From the listing below, pull out all lines with "index" in them.

━━━━━ DATA SHOWN ━━━━━

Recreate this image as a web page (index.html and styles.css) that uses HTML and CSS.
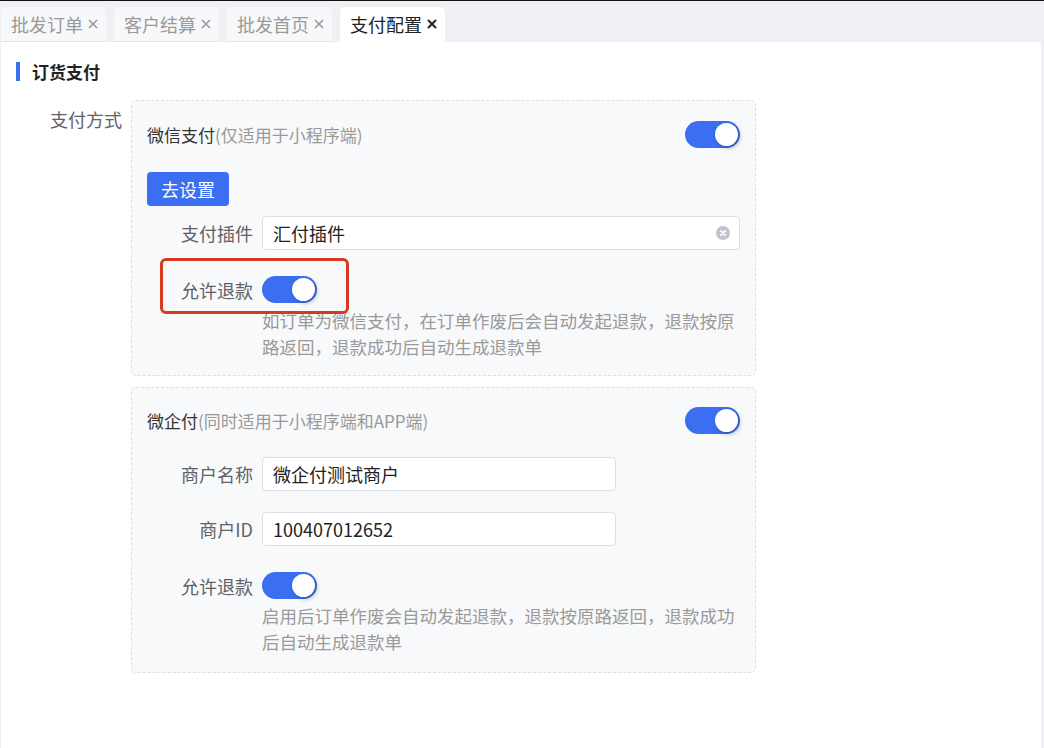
FILE: index.html
```html
<!DOCTYPE html>
<html lang="zh-CN">
<head>
<meta charset="UTF-8" />
<meta name="viewport" content="width=device-width, initial-scale=1" />
<title>支付配置</title>
<link rel="stylesheet" href="styles.css">
</head>
<body>
<nav class="tabs">
  <div class="tab">批发订单<svg class="tab-close" viewBox="0 0 10 10"><path d="M1 1L9 9M9 1L1 9"/></svg></div>
  <div class="tab">客户结算<svg class="tab-close" viewBox="0 0 10 10"><path d="M1 1L9 9M9 1L1 9"/></svg></div>
  <div class="tab">批发首页<svg class="tab-close" viewBox="0 0 10 10"><path d="M1 1L9 9M9 1L1 9"/></svg></div>
  <div class="tab active">支付配置<svg class="tab-close" viewBox="0 0 10 10"><path d="M1 1L9 9M9 1L1 9"/></svg></div>
</nav>

<main class="page">
  <h2 class="block-title">订货支付</h2>

  <div class="form-row">
    <label class="form-label">支付方式</label>
    <div class="pay-list">

      <!-- 微信支付 -->
      <section class="pay-card">
        <div class="card-head">
          <div class="card-title">微信支付<span class="sub">(仅适用于小程序端)</span></div>
          <span class="switch on"></span>
        </div>
        <button class="btn-primary">去设置</button>
        <div class="field">
          <span class="field-label">支付插件</span>
          <div class="input wide">汇付插件
            <svg class="clear" viewBox="0 0 14 14"><circle cx="7" cy="7" r="7"/><path d="M4.8 4.8L9.2 9.2M9.2 4.8L4.8 9.2"/></svg>
          </div>
        </div>
        <div class="field switch-field">
          <span class="field-label">允许退款</span>
          <span class="switch on"></span>
          <span class="highlight"></span>
        </div>
        <p class="tip">如订单为微信支付，在订单作废后会自动发起退款，退款按原路返回，退款成功后自动生成退款单</p>
      </section>

      <!-- 微企付 -->
      <section class="pay-card second">
        <div class="card-head">
          <div class="card-title">微企付<span class="sub">(同时适用于小程序端和APP端)</span></div>
          <span class="switch on"></span>
        </div>
        <div class="field first">
          <span class="field-label">商户名称</span>
          <div class="input">微企付测试商户</div>
        </div>
        <div class="field near">
          <span class="field-label">商户ID</span>
          <div class="input">100407012652</div>
        </div>
        <div class="field switch-field">
          <span class="field-label">允许退款</span>
          <span class="switch on"></span>
        </div>
        <p class="tip tight">启用后订单作废会自动发起退款，退款按原路返回，退款成功后自动生成退款单</p>
      </section>

    </div>
  </div>
</main>
</body>
</html>
```

FILE: styles.css
```css
html, body {
  margin: 0;
  padding: 0;
  height: 100%;
}
body {
  font-family: "Noto Sans CJK SC", "Noto Sans", sans-serif;
  background: #eff0f3;
  border-top: 1px solid #111;
  box-sizing: border-box;
  color: #333;
  overflow: hidden;
}
.tabs {
  display: flex;
  gap: 8px;
  padding: 6px 0 0 1px;
  height: 35px;
}
.tab {
  display: flex;
  align-items: center;
  width: 105px;
  box-sizing: border-box;
  height: 35px;
  padding-left: 10px;
  background: #f7f8fa;
  border-bottom: 1px solid #dfe1e6;
  border-radius: 5px 5px 0 0;
  font-size: 18px;
  color: #9a9a9a;
  white-space: nowrap;
}
.tab-close {
  width: 10px;
  height: 10px;
  margin-left: 5px;
  fill: none;
  stroke: #9a9a9a;
  stroke-width: 1.6;
}
.tab.active {
  background: #fff;
  border-bottom-color: #fff;
  color: #222;
}
.tab.active .tab-close {
  stroke: #222;
  stroke-width: 2;
}

.page {
  background: #fff;
  margin: 0 3px 0 1px;
  height: calc(100% - 41px);
  padding: 20px 0 0 0;
  box-sizing: border-box;
}
.block-title {
  margin: 0 0 19px 15px;
  padding-left: 12px;
  border-left: 4px solid #3b6ef0;
  font-size: 17px;
  line-height: 19px;
  font-weight: bold;
  color: #222;
}

.form-row {
  display: flex;
  align-items: flex-start;
}
.form-label {
  width: 130px;
  flex: none;
  text-align: right;
  padding-right: 9px;
  box-sizing: border-box;
  font-size: 18px;
  line-height: 28px;
  margin-top: 5px;
  color: #606266;
}
.pay-list {
  display: flex;
  flex-direction: column;
  gap: 11px;
  width: 625px;
}
.pay-card {
  position: relative;
  background: #f8f9fb;
  border: 1px dashed #dcdfe6;
  border-radius: 5px;
  padding: 19px 15px 15px 15px;
}
.pay-card.second {
  padding-top: 18px;
  padding-bottom: 17px;
}
.card-head {
  display: flex;
  justify-content: space-between;
  align-items: center;
  height: 28px;
}
.card-title {
  font-size: 17px;
  color: #333;
}
.card-title .sub {
  color: #999;
}

.switch {
  position: relative;
  display: inline-block;
  width: 55px;
  height: 27px;
  border-radius: 14px;
  background: #3b6ef0;
}
.switch::after {
  content: "";
  position: absolute;
  top: 2px;
  right: 2px;
  width: 23px;
  height: 23px;
  border-radius: 50%;
  background: #fff;
  box-shadow: 2px 2px 4px rgba(0, 0, 0, 0.25);
}

.btn-primary {
  display: block;
  margin-top: 24px;
  width: 82px;
  height: 34px;
  border: none;
  border-radius: 4px;
  background: #3b6ef0;
  color: #fff;
  font-family: inherit;
  font-size: 18px;
  padding: 0;
}

.field {
  position: relative;
  display: flex;
  align-items: center;
  margin-top: 10px;
}
.field.first {
  margin-top: 23px;
}
.field.near {
  margin-top: 21px;
}
.field.switch-field {
  margin-top: 26px;
}
.field-label {
  width: 115px;
  flex: none;
  text-align: right;
  padding-right: 9px;
  box-sizing: border-box;
  font-size: 18px;
  color: #606266;
}
.input {
  position: relative;
  box-sizing: border-box;
  width: 354px;
  height: 34px;
  padding-left: 10px;
  background: #fff;
  border: 1px solid #dcdfe6;
  border-radius: 4px;
  font-size: 18px;
  line-height: 32px;
  color: #222;
}
.input.wide {
  width: 478px;
}
.clear {
  position: absolute;
  right: 9px;
  top: 9px;
  width: 14px;
  height: 14px;
}
.clear circle {
  fill: #c0c4cc;
}
.clear path {
  stroke: #fff;
  stroke-width: 1.8;
  stroke-linecap: round;
}
.highlight {
  position: absolute;
  left: 13px;
  top: -18px;
  width: 189px;
  height: 56px;
  box-sizing: border-box;
  border: 3px solid #d83a1f;
  border-radius: 6px;
}

.tip {
  margin: 5px 0 0 115px;
  font-size: 17.5px;
  line-height: 26px;
  color: #9a9a9a;
}
.tip.tight {
  margin-top: 4px;
}
```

━━━━━

■ **ANSWER FOR THIS EXERCISE**
Recreate this image as a web page (index.html and styles.css) that uses HTML and CSS.
FILE: index.html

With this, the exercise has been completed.